We begin by considering the domestic influences on the President and his administration in formulating and executing US foreign policy, with specific reference to the current crisis in Syria as an on-going case study, e.g. the attitude of Congress, opinion within the political parties, competing views within the foreign policy-making bureaucracy (State Department, Defense Department, National Security Adviser), the role of the media, etc.

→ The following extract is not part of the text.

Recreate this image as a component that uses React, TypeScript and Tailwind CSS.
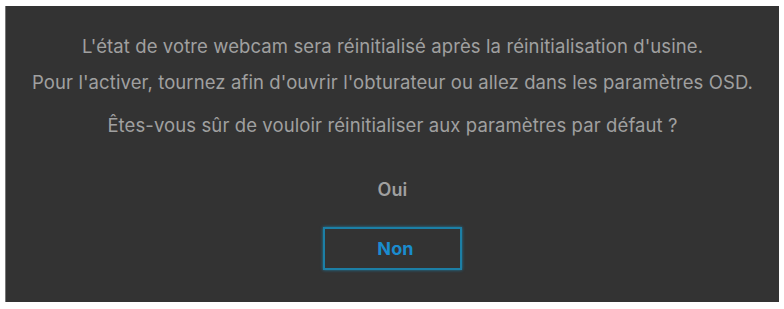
export default function App() {
  return (
    <div className="w-[784px] h-[309px] bg-white pt-[6px] pl-[5px]">
      <div
        className="w-[774px] h-[296px] bg-[#333333] border-l border-[#777] flex flex-col items-center text-[#a0a0a0] text-[18.5px] tracking-[0.1px]"
        style={{ fontFamily: "Inter, 'Noto Sans', sans-serif" }}
      >
        <p className="mt-[29px] leading-[22px]">L'état de votre webcam sera réinitialisé après la réinitialisation d'usine.</p>
        <p className="mt-[14px] leading-[22px]">Pour l'activer, tournez afin d'ouvrir l'obturateur ou allez dans les paramètres OSD.</p>
        <p className="mt-[21px] leading-[22px]">Êtes-vous sûr de vouloir réinitialiser aux paramètres par défaut ?</p>
        <p className="mt-[43px] leading-[22px] font-semibold text-[18px]">Oui</p>
        <div className="mt-[26px] w-[139px] h-[43px] border-2 border-[#1c7fa6] shadow-[0_0_3px_#1c7fa6] flex items-center justify-center pl-[6px] text-[#1a8ccf] font-bold text-[18px]">
          Non
        </div>
      </div>
    </div>
  );
}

Next we examine some of the main theories or paradigms within the study of International Relations that attempt to classify and explain the interaction of states and other actors on the world stage and that necessarily involve the analysis of US foreign policy as part of this process. These theories – Realism, Liberal Internationalism, Constructivism, etc - are explored in terms of the light they shed on the relationship between domestic politics and US foreign policy.
The bulk of the course consists of a series of case studies drawn from some of the most significant events and decisions in the history of modern US foreign policy. We start by analysing the domestic politics involved in the US decision to declare war on Spain in 1898 – an event often taken as signaling America’s emergence as a world power. Next we examine the US decision to reject membership of the League of Nations in 1920 and Franklin Roosevelt’s foreign policy in the context of American “isolationism” in the 1930s. We then focus on a number of key episodes during the Cold War - the Truman Doctrine of 1947, McCarthyism and the Korean War, the Cuban Missile Crisis of 1962 and US policy during the Vietnam War, with particular reference to the role of the Anti-War Movement. Finally, the domestic politics of the post 9/11 era of US foreign policy are briefly surveyed and the idea that the US could be entering a new era of “isolationism” is discussed.
The course is taught through a combination of lectures and seminars and is assessed by means of a 4,000 word essay in which students analyse the role of domestic political considerations in the conduct of US foreign policy with reference to a specific case study. Students can choose to focus on one of the case studies explored during the course or to choose one of their own, subject to the agreement of the course convenor. Tutorials will be available to students on a regular basis throughout the course.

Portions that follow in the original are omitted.